======== LISTED RECORDS ========
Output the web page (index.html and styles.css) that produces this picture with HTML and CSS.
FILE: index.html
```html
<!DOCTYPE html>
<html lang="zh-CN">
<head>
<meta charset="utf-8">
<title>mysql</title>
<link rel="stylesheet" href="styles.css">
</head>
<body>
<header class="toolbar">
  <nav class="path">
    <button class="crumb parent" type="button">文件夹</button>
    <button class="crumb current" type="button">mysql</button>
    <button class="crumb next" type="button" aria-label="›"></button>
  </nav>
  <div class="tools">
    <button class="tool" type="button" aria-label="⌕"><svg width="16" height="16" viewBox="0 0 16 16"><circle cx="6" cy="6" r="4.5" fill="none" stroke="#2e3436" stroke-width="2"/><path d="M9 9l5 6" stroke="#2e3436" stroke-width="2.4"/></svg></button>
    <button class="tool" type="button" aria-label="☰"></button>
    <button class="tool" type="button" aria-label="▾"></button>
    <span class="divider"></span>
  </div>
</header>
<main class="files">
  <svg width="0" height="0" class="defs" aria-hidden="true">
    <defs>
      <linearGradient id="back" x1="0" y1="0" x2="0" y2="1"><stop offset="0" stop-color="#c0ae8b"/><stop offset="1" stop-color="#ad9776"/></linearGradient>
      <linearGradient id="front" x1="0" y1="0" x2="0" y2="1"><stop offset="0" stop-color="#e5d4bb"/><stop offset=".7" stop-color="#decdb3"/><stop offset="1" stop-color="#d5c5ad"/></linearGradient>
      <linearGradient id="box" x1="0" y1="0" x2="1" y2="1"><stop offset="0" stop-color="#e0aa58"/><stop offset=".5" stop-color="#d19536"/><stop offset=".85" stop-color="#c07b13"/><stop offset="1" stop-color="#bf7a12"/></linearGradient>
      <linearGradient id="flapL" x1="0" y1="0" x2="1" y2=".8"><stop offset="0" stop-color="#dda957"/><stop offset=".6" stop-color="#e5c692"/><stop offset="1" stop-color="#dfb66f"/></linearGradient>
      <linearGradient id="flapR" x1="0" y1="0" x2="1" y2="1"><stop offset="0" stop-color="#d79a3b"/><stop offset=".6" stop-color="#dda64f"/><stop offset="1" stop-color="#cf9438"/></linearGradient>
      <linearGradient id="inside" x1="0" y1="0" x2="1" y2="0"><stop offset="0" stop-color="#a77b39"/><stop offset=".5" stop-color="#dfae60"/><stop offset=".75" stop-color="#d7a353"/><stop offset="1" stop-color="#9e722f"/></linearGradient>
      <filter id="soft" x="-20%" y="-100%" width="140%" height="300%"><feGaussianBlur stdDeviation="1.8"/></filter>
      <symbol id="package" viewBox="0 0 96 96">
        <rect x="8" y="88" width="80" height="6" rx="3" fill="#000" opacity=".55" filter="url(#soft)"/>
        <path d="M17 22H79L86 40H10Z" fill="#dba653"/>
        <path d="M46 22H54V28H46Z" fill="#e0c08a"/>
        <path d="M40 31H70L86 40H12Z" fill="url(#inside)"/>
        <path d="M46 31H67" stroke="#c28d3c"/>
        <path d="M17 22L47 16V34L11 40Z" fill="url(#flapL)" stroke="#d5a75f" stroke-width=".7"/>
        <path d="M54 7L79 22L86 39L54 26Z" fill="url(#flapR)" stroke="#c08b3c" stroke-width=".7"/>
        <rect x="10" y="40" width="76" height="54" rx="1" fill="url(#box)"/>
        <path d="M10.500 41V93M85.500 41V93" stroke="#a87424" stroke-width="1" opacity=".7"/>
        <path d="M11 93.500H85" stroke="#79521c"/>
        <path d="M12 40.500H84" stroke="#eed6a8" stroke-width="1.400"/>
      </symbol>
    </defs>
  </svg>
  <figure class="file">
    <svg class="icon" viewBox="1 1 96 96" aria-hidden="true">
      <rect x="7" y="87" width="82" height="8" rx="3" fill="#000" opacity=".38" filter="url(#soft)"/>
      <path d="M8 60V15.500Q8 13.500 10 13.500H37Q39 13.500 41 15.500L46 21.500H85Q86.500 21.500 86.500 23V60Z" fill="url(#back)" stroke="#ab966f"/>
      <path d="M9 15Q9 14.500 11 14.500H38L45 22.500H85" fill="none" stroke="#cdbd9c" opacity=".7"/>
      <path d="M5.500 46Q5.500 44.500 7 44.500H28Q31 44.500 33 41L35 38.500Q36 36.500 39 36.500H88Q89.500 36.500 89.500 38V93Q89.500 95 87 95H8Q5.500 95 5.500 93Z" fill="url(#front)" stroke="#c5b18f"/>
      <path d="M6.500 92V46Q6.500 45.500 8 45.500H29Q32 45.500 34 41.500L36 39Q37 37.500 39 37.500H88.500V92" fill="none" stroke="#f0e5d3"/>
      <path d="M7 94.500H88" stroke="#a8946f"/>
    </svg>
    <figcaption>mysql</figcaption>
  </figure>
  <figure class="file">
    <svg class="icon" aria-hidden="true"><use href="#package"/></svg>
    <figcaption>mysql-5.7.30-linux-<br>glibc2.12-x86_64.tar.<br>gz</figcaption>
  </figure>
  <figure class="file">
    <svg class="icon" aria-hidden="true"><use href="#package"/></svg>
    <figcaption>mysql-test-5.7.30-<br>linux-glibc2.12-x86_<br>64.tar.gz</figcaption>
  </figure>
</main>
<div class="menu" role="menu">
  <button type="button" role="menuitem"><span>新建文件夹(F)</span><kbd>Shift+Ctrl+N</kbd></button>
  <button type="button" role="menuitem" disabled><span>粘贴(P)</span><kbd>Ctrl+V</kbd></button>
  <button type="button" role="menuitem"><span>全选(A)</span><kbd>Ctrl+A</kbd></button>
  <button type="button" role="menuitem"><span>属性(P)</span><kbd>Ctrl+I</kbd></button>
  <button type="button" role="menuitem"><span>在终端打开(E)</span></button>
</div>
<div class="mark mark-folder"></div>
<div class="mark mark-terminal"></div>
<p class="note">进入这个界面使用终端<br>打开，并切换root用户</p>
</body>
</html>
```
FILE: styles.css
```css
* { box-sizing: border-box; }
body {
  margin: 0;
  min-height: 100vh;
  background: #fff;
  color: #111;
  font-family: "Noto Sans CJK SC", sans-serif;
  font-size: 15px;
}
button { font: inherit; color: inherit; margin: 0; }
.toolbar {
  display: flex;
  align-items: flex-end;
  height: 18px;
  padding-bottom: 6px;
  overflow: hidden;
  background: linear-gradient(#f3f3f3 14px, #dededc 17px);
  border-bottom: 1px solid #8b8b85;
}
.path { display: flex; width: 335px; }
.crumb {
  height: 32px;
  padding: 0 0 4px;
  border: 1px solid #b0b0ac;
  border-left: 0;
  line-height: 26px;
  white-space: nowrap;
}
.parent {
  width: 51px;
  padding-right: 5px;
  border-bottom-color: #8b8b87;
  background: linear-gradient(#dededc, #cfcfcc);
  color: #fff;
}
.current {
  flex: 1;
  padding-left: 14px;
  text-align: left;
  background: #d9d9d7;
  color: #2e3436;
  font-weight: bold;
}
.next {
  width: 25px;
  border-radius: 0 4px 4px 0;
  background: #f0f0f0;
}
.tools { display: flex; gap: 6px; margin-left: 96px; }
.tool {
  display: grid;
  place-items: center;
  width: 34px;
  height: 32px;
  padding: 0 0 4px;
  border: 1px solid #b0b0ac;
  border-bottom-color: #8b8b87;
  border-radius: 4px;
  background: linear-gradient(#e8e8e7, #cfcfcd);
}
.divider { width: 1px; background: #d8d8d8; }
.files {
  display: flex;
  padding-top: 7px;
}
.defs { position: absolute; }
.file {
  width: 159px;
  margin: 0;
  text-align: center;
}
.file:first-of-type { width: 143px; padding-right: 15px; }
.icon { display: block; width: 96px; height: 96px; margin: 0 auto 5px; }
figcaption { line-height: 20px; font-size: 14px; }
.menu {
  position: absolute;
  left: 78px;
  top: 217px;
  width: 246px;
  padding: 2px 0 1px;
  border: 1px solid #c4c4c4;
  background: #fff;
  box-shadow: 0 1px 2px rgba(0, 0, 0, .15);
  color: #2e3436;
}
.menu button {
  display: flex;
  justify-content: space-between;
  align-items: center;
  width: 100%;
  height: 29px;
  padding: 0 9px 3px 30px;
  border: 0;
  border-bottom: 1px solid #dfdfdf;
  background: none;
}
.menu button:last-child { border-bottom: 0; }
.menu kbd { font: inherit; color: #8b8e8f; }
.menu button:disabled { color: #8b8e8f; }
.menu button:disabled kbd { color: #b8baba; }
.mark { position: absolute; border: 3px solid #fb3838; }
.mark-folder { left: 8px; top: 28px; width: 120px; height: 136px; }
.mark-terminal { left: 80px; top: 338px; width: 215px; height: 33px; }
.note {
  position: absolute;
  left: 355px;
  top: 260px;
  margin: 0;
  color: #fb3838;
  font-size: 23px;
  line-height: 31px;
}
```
========
======== LISTED RECORDS ========
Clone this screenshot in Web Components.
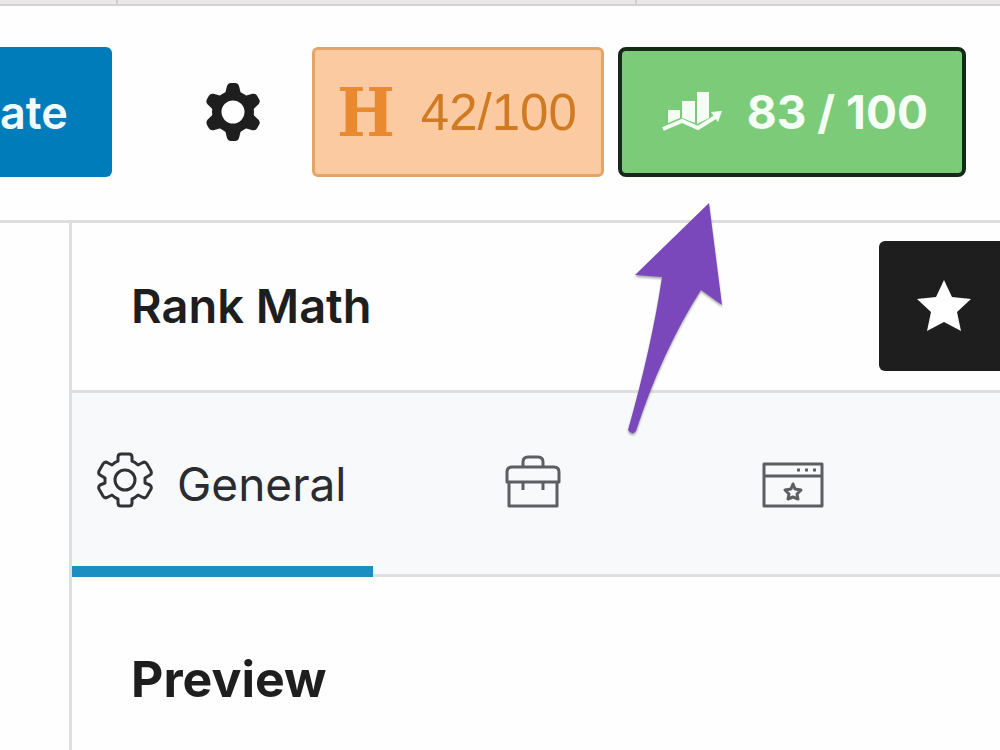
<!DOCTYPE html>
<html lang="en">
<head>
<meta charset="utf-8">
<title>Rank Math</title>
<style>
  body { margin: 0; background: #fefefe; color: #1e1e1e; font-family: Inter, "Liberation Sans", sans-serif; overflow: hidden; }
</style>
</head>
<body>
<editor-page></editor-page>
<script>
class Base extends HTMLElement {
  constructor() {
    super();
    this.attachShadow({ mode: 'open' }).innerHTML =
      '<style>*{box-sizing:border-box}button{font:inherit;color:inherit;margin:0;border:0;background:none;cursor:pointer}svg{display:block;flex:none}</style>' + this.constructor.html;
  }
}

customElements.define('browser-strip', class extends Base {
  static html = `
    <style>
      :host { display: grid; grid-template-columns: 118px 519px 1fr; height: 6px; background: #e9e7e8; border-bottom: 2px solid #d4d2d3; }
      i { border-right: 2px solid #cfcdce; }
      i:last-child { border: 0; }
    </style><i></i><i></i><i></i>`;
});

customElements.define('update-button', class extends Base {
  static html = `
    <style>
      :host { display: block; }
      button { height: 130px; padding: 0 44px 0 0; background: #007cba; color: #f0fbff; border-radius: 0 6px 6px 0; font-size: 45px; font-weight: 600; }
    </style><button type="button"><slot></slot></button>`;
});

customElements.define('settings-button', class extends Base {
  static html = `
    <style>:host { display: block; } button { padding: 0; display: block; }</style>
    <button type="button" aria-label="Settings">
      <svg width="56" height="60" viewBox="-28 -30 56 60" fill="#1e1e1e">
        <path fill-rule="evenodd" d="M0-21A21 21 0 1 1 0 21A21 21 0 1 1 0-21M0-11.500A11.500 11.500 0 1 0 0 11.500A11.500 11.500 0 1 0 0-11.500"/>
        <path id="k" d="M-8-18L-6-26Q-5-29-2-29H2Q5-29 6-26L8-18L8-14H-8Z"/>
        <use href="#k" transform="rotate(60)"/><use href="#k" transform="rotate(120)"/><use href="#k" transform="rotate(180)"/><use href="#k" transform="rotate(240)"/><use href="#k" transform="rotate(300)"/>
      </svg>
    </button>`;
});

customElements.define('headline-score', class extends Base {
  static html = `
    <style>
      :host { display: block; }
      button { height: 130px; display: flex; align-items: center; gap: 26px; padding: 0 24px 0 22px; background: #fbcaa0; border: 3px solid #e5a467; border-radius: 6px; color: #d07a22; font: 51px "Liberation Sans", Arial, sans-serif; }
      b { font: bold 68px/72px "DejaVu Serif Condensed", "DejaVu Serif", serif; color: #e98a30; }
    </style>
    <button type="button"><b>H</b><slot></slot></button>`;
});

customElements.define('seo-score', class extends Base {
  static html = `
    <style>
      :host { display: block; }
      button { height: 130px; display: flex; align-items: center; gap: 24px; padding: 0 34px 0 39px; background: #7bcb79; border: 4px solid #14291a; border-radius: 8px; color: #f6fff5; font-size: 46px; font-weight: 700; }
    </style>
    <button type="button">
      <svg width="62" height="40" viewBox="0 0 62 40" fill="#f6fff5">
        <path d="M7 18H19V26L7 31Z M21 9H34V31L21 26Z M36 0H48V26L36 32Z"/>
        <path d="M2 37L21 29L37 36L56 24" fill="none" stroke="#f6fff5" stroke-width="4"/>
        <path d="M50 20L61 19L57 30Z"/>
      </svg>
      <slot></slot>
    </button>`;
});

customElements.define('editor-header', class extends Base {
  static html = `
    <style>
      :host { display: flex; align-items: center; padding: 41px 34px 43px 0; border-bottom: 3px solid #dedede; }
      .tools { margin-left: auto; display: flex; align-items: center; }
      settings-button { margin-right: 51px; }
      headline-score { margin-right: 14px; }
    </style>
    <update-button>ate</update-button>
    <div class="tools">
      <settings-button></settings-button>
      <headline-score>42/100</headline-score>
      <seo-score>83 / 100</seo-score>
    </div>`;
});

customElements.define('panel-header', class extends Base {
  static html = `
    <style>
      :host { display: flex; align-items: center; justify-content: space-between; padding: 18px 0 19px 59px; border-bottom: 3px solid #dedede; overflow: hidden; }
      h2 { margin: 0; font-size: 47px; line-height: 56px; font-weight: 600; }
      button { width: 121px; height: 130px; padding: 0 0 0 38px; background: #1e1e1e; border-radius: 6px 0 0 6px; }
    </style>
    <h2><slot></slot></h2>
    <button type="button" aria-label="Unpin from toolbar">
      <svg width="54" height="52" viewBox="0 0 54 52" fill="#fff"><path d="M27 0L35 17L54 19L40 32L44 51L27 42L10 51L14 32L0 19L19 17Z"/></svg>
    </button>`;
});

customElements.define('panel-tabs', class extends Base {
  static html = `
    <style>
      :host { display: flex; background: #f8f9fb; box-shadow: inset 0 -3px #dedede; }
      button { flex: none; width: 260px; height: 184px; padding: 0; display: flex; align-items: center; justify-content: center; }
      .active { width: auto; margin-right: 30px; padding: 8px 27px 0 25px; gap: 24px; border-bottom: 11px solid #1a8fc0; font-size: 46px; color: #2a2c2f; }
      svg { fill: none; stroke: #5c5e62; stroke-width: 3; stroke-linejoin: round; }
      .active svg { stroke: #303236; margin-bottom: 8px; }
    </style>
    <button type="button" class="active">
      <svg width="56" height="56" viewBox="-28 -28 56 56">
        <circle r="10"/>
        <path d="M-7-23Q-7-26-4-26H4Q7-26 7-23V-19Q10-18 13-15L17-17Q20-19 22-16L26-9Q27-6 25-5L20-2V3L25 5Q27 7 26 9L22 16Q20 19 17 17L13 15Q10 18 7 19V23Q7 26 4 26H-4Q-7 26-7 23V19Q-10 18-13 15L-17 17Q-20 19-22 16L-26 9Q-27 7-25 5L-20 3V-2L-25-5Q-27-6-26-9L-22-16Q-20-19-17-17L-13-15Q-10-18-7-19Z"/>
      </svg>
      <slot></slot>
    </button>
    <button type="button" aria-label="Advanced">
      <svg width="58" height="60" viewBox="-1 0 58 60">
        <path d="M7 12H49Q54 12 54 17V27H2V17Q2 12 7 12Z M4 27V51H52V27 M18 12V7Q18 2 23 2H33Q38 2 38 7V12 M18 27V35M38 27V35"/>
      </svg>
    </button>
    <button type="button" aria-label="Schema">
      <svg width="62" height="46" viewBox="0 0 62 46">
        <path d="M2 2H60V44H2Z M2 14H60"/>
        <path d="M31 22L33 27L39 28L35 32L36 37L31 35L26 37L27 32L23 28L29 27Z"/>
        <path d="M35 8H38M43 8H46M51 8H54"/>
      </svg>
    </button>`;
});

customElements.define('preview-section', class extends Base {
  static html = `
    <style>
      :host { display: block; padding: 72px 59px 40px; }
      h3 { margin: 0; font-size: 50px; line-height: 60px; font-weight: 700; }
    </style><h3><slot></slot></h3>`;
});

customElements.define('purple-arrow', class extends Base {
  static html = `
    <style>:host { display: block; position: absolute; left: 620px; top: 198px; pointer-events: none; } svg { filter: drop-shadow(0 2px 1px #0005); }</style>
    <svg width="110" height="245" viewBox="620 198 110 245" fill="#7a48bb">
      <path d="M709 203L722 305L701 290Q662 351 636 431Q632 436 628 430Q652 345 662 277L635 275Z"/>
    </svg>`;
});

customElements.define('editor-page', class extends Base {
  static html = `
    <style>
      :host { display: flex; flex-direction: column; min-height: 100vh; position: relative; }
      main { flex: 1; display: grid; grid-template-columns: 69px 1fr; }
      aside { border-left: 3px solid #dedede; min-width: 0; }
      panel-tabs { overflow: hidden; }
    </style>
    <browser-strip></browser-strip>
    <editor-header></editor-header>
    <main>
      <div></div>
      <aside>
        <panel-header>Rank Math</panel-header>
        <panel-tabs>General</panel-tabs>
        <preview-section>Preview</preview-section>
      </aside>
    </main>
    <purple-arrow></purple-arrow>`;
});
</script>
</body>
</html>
========
_GOAL OF THE EXERCISE_:
The required answer is a single number: the count of lines in the entries that hold the string "this".

_REPLY_:
4